───── Data section ─────

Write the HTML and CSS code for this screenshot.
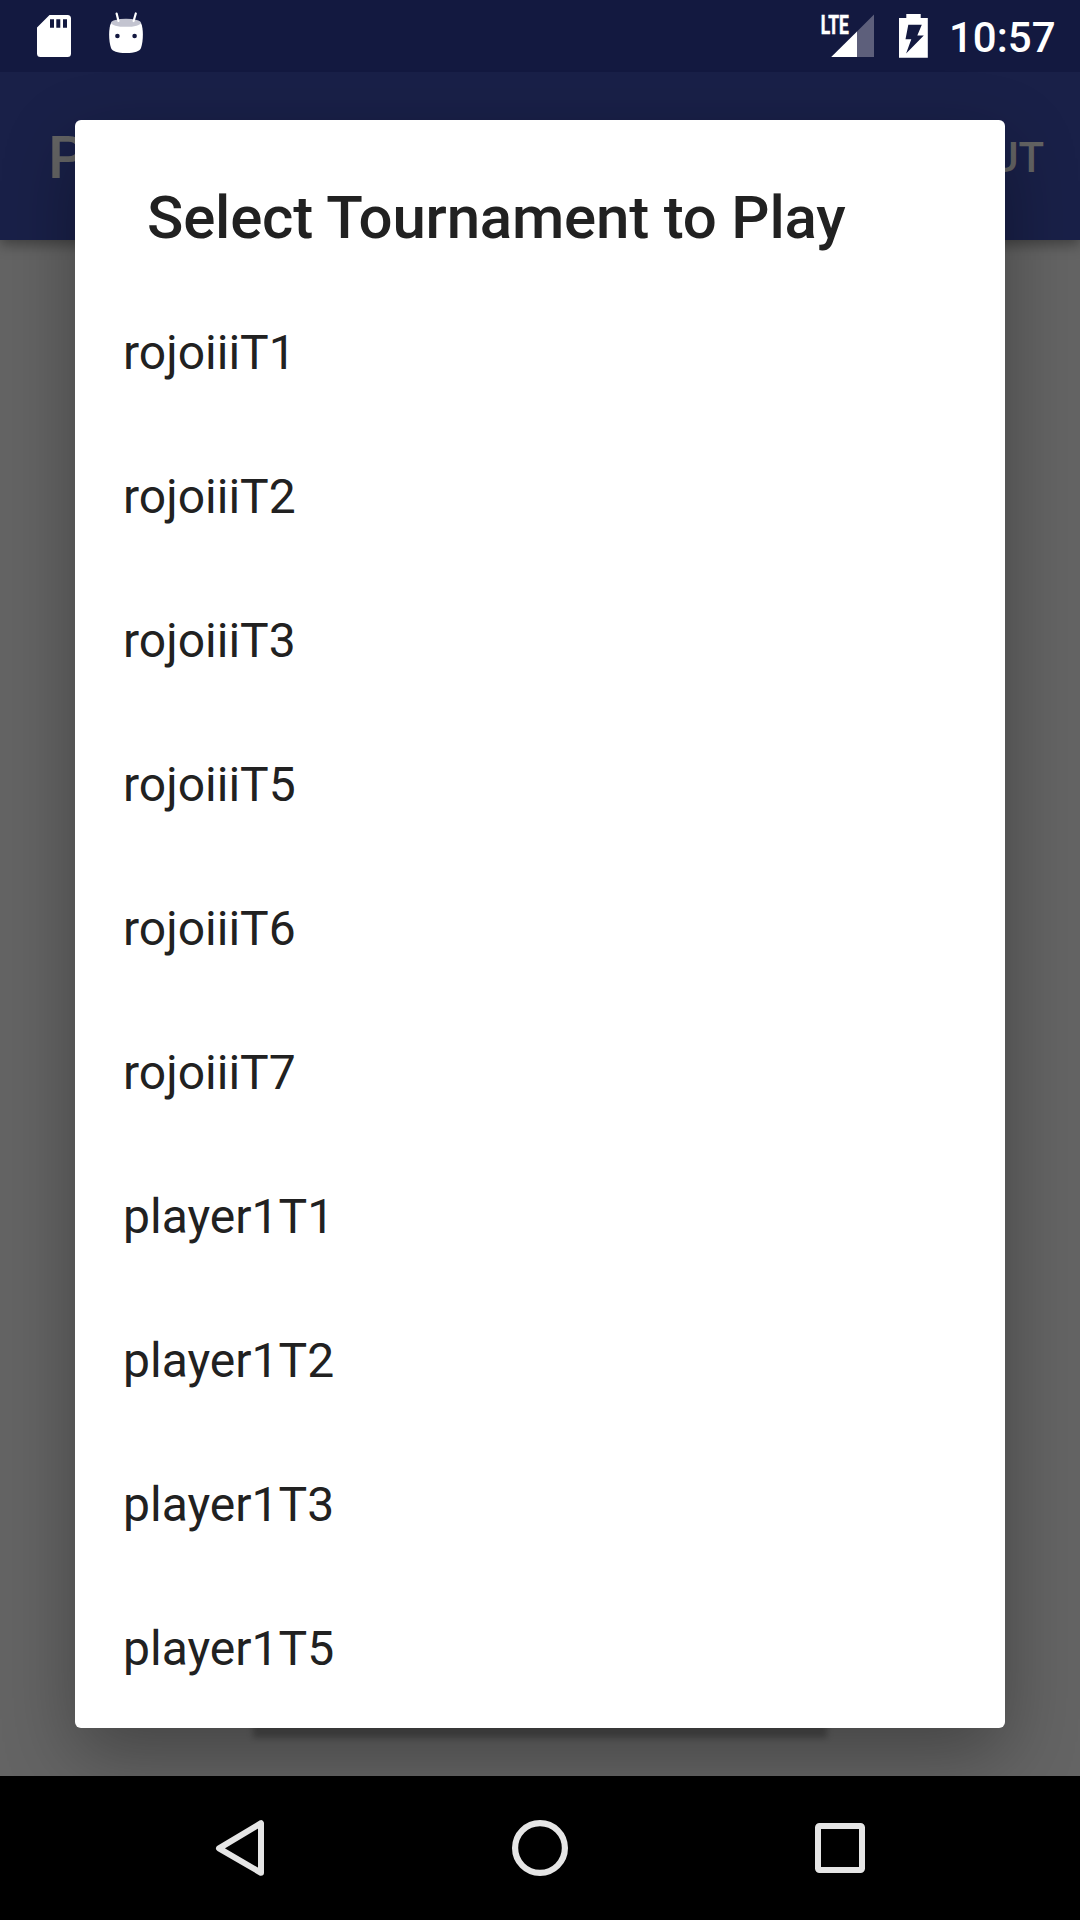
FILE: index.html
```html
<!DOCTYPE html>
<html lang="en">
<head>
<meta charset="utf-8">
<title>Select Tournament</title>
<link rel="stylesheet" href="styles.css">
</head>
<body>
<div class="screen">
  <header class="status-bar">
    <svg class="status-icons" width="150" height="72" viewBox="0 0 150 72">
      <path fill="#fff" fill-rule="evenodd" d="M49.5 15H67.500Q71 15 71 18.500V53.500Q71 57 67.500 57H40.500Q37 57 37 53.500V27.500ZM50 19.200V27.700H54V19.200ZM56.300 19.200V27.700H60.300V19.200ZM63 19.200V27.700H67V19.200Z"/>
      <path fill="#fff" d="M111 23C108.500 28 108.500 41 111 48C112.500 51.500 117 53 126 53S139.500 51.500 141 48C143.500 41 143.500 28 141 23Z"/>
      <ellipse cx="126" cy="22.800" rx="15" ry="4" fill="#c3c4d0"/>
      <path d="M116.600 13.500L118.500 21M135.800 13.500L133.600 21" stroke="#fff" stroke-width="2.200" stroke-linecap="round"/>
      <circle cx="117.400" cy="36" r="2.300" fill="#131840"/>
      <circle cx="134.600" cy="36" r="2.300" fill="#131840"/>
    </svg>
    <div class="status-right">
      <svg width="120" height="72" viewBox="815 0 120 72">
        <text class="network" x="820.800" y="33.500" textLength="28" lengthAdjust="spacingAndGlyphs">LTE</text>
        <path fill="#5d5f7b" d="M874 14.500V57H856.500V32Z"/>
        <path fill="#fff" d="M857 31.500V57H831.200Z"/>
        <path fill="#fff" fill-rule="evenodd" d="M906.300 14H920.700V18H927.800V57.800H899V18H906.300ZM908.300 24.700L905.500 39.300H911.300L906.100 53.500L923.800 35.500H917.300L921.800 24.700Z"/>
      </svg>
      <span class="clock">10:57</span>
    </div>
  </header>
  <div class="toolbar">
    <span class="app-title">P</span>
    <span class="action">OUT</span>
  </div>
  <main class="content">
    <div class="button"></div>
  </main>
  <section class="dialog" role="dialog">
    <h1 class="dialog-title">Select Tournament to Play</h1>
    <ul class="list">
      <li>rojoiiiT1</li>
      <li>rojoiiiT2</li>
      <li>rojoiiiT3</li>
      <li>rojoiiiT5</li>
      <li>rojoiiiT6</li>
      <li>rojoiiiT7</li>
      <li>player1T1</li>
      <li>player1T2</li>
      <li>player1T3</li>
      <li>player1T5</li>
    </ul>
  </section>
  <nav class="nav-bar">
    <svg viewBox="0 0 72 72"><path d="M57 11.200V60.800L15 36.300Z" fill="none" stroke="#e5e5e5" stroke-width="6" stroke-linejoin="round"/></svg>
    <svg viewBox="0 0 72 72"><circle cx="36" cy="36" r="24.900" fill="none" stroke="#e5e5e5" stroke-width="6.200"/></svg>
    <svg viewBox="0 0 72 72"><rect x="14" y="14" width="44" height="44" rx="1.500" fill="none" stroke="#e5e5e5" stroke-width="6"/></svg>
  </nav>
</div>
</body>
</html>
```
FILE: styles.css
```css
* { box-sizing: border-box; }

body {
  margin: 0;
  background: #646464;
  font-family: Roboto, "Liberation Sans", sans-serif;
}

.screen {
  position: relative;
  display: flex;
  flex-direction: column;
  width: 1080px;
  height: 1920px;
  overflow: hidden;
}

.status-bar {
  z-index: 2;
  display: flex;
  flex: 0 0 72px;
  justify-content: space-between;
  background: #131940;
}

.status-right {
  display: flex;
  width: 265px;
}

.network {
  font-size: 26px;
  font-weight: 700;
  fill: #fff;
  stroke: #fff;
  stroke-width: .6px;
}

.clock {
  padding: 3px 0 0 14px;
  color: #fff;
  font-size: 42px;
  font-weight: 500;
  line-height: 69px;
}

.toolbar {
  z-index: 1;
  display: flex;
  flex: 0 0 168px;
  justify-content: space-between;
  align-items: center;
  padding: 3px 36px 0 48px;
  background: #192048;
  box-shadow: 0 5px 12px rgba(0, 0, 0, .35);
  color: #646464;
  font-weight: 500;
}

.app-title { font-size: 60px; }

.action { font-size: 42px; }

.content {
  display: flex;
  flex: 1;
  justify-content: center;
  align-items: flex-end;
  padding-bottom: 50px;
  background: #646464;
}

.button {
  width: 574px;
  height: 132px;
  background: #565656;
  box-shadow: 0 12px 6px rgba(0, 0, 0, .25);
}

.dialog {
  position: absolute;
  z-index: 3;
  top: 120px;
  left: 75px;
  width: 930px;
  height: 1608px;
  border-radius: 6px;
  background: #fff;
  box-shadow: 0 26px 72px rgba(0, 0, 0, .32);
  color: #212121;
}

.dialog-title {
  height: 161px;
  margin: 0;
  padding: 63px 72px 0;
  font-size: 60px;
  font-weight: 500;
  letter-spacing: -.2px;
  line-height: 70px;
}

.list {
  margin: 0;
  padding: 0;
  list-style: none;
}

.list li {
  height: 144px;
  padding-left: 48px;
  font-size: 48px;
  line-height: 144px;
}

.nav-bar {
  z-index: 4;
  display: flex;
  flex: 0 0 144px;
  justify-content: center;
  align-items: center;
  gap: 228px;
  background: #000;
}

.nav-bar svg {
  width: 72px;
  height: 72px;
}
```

─────

Exercise directions:
From the data above, write out everything exactly except the pictures.

Result below:
Write the HTML and CSS code for this screenshot.
FILE: index.html
```html
<!DOCTYPE html>
<html lang="en">
<head>
<meta charset="utf-8">
<title>Select Tournament</title>
<link rel="stylesheet" href="styles.css">
</head>
<body>
<div class="screen">
  <header class="status-bar">
    <svg class="status-icons" width="150" height="72" viewBox="0 0 150 72">
      <path fill="#fff" fill-rule="evenodd" d="M49.5 15H67.500Q71 15 71 18.500V53.500Q71 57 67.500 57H40.500Q37 57 37 53.500V27.500ZM50 19.200V27.700H54V19.200ZM56.300 19.200V27.700H60.300V19.200ZM63 19.200V27.700H67V19.200Z"/>
      <path fill="#fff" d="M111 23C108.500 28 108.500 41 111 48C112.500 51.500 117 53 126 53S139.500 51.500 141 48C143.500 41 143.500 28 141 23Z"/>
      <ellipse cx="126" cy="22.800" rx="15" ry="4" fill="#c3c4d0"/>
      <path d="M116.600 13.500L118.500 21M135.800 13.500L133.600 21" stroke="#fff" stroke-width="2.200" stroke-linecap="round"/>
      <circle cx="117.400" cy="36" r="2.300" fill="#131840"/>
      <circle cx="134.600" cy="36" r="2.300" fill="#131840"/>
    </svg>
    <div class="status-right">
      <svg width="120" height="72" viewBox="815 0 120 72">
        <text class="network" x="820.800" y="33.500" textLength="28" lengthAdjust="spacingAndGlyphs">LTE</text>
        <path fill="#5d5f7b" d="M874 14.500V57H856.500V32Z"/>
        <path fill="#fff" d="M857 31.500V57H831.200Z"/>
        <path fill="#fff" fill-rule="evenodd" d="M906.300 14H920.700V18H927.800V57.800H899V18H906.300ZM908.300 24.700L905.500 39.300H911.300L906.100 53.500L923.800 35.500H917.300L921.800 24.700Z"/>
      </svg>
      <span class="clock">10:57</span>
    </div>
  </header>
  <div class="toolbar">
    <span class="app-title">P</span>
    <span class="action">OUT</span>
  </div>
  <main class="content">
    <div class="button"></div>
  </main>
  <section class="dialog" role="dialog">
    <h1 class="dialog-title">Select Tournament to Play</h1>
    <ul class="list">
      <li>rojoiiiT1</li>
      <li>rojoiiiT2</li>
      <li>rojoiiiT3</li>
      <li>rojoiiiT5</li>
      <li>rojoiiiT6</li>
      <li>rojoiiiT7</li>
      <li>player1T1</li>
      <li>player1T2</li>
      <li>player1T3</li>
      <li>player1T5</li>
    </ul>
  </section>
  <nav class="nav-bar">
    <svg viewBox="0 0 72 72"><path d="M57 11.200V60.800L15 36.300Z" fill="none" stroke="#e5e5e5" stroke-width="6" stroke-linejoin="round"/></svg>
    <svg viewBox="0 0 72 72"><circle cx="36" cy="36" r="24.900" fill="none" stroke="#e5e5e5" stroke-width="6.200"/></svg>
    <svg viewBox="0 0 72 72"><rect x="14" y="14" width="44" height="44" rx="1.500" fill="none" stroke="#e5e5e5" stroke-width="6"/></svg>
  </nav>
</div>
</body>
</html>
```
FILE: styles.css
```css
* { box-sizing: border-box; }

body {
  margin: 0;
  background: #646464;
  font-family: Roboto, "Liberation Sans", sans-serif;
}

.screen {
  position: relative;
  display: flex;
  flex-direction: column;
  width: 1080px;
  height: 1920px;
  overflow: hidden;
}

.status-bar {
  z-index: 2;
  display: flex;
  flex: 0 0 72px;
  justify-content: space-between;
  background: #131940;
}

.status-right {
  display: flex;
  width: 265px;
}

.network {
  font-size: 26px;
  font-weight: 700;
  fill: #fff;
  stroke: #fff;
  stroke-width: .6px;
}

.clock {
  padding: 3px 0 0 14px;
  color: #fff;
  font-size: 42px;
  font-weight: 500;
  line-height: 69px;
}

.toolbar {
  z-index: 1;
  display: flex;
  flex: 0 0 168px;
  justify-content: space-between;
  align-items: center;
  padding: 3px 36px 0 48px;
  background: #192048;
  box-shadow: 0 5px 12px rgba(0, 0, 0, .35);
  color: #646464;
  font-weight: 500;
}

.app-title { font-size: 60px; }

.action { font-size: 42px; }

.content {
  display: flex;
  flex: 1;
  justify-content: center;
  align-items: flex-end;
  padding-bottom: 50px;
  background: #646464;
}

.button {
  width: 574px;
  height: 132px;
  background: #565656;
  box-shadow: 0 12px 6px rgba(0, 0, 0, .25);
}

.dialog {
  position: absolute;
  z-index: 3;
  top: 120px;
  left: 75px;
  width: 930px;
  height: 1608px;
  border-radius: 6px;
  background: #fff;
  box-shadow: 0 26px 72px rgba(0, 0, 0, .32);
  color: #212121;
}

.dialog-title {
  height: 161px;
  margin: 0;
  padding: 63px 72px 0;
  font-size: 60px;
  font-weight: 500;
  letter-spacing: -.2px;
  line-height: 70px;
}

.list {
  margin: 0;
  padding: 0;
  list-style: none;
}

.list li {
  height: 144px;
  padding-left: 48px;
  font-size: 48px;
  line-height: 144px;
}

.nav-bar {
  z-index: 4;
  display: flex;
  flex: 0 0 144px;
  justify-content: center;
  align-items: center;
  gap: 228px;
  background: #000;
}

.nav-bar svg {
  width: 72px;
  height: 72px;
}
```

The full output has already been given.